# What to do:
Begin with the first line of the material and write out each line exactly, ending with the line that contains "border-t-white border-l-white border-r-[#696969]". Pictures are not part of the copy.

# Source excerpt:
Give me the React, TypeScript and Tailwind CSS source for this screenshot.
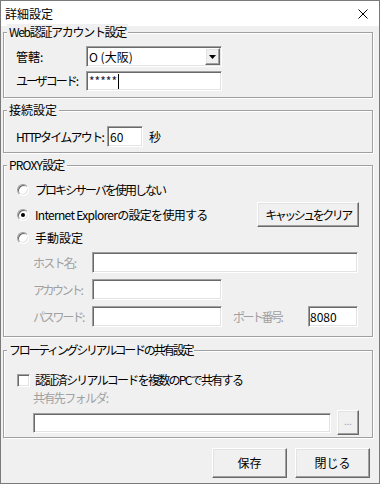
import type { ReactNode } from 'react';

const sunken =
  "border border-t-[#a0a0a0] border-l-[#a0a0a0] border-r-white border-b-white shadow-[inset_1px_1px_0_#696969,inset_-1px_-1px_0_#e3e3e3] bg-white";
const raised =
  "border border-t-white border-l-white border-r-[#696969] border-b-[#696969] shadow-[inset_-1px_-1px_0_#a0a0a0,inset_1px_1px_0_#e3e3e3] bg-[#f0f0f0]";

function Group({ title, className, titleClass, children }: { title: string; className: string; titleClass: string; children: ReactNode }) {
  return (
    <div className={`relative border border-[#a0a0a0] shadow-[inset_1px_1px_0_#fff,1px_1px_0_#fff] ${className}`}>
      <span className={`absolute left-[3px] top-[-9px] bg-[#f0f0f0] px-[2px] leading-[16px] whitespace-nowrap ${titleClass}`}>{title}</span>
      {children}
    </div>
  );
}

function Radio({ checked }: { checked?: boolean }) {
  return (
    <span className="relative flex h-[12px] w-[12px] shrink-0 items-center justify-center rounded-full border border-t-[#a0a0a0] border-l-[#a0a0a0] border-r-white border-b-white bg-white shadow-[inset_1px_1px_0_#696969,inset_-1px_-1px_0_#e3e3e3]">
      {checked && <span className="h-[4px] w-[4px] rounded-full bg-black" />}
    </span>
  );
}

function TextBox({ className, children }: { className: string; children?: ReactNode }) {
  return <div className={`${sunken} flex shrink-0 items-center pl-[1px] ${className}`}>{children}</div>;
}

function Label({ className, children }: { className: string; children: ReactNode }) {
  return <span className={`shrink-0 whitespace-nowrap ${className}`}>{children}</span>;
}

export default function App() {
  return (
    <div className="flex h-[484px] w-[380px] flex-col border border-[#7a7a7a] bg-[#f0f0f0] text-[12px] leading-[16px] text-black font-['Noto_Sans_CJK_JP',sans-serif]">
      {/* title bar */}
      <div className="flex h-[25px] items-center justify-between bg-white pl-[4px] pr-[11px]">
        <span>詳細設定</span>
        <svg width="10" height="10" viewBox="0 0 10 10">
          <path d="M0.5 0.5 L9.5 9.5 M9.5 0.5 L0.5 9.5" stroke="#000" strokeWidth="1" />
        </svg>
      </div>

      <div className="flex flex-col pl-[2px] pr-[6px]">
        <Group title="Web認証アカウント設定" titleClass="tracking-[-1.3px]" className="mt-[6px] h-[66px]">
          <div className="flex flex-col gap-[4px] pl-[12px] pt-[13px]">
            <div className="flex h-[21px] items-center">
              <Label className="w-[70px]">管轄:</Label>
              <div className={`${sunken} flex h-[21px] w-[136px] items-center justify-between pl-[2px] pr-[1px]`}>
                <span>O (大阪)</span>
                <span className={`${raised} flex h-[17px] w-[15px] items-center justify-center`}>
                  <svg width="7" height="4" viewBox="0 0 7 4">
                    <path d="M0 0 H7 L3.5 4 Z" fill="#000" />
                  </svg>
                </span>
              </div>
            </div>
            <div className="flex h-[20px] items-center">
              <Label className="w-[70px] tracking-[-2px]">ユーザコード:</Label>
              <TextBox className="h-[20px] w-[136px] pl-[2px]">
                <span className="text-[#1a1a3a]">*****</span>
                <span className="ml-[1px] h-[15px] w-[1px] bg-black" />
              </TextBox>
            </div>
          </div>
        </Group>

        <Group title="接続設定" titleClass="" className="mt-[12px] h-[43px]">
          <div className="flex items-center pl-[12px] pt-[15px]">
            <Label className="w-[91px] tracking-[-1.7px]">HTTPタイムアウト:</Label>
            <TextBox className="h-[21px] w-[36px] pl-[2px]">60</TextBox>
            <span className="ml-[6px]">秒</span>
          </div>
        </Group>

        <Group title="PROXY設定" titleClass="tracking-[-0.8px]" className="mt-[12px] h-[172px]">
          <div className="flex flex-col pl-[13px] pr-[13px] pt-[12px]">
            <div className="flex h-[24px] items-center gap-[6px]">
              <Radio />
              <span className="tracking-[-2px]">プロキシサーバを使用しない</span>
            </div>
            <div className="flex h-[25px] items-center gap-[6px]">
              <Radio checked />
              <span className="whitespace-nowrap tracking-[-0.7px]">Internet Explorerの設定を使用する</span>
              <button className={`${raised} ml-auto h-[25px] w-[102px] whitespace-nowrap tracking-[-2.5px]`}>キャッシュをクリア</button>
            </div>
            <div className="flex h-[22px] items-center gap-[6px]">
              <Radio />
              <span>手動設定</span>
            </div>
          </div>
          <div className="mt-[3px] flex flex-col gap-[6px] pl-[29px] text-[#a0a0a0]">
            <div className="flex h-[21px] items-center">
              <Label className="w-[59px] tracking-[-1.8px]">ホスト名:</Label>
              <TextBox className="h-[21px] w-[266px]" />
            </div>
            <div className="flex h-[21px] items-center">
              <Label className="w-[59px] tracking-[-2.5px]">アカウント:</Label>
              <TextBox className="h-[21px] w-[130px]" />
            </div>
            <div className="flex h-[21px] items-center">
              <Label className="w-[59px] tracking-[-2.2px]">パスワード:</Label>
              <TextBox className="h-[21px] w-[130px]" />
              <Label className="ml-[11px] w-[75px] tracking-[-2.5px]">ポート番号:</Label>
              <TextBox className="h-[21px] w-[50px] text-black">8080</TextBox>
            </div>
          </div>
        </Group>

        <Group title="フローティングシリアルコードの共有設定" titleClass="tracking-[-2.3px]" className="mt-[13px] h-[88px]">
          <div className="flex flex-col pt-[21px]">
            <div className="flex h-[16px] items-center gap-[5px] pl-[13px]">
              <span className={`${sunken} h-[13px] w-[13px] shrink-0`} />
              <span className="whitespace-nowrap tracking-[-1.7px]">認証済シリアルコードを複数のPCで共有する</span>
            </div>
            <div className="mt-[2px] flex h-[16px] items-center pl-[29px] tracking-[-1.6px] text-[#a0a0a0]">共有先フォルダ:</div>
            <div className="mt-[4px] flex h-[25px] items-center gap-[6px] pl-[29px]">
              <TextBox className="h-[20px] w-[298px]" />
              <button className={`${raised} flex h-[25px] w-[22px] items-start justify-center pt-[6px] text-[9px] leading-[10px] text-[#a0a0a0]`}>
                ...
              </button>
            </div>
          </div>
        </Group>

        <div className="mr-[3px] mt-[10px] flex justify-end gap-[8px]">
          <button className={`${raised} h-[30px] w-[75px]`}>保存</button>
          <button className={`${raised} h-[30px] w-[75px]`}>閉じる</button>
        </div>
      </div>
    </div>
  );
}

# Response to the exercise:
Give me the React, TypeScript and Tailwind CSS source for this screenshot.
import type { ReactNode } from 'react';

const sunken =
  "border border-t-[#a0a0a0] border-l-[#a0a0a0] border-r-white border-b-white shadow-[inset_1px_1px_0_#696969,inset_-1px_-1px_0_#e3e3e3] bg-white";
const raised =
  "border border-t-white border-l-white border-r-[#696969] border-b-[#696969] shadow-[inset_-1px_-1px_0_#a0a0a0,inset_1px_1px_0_#e3e3e3] bg-[#f0f0f0]";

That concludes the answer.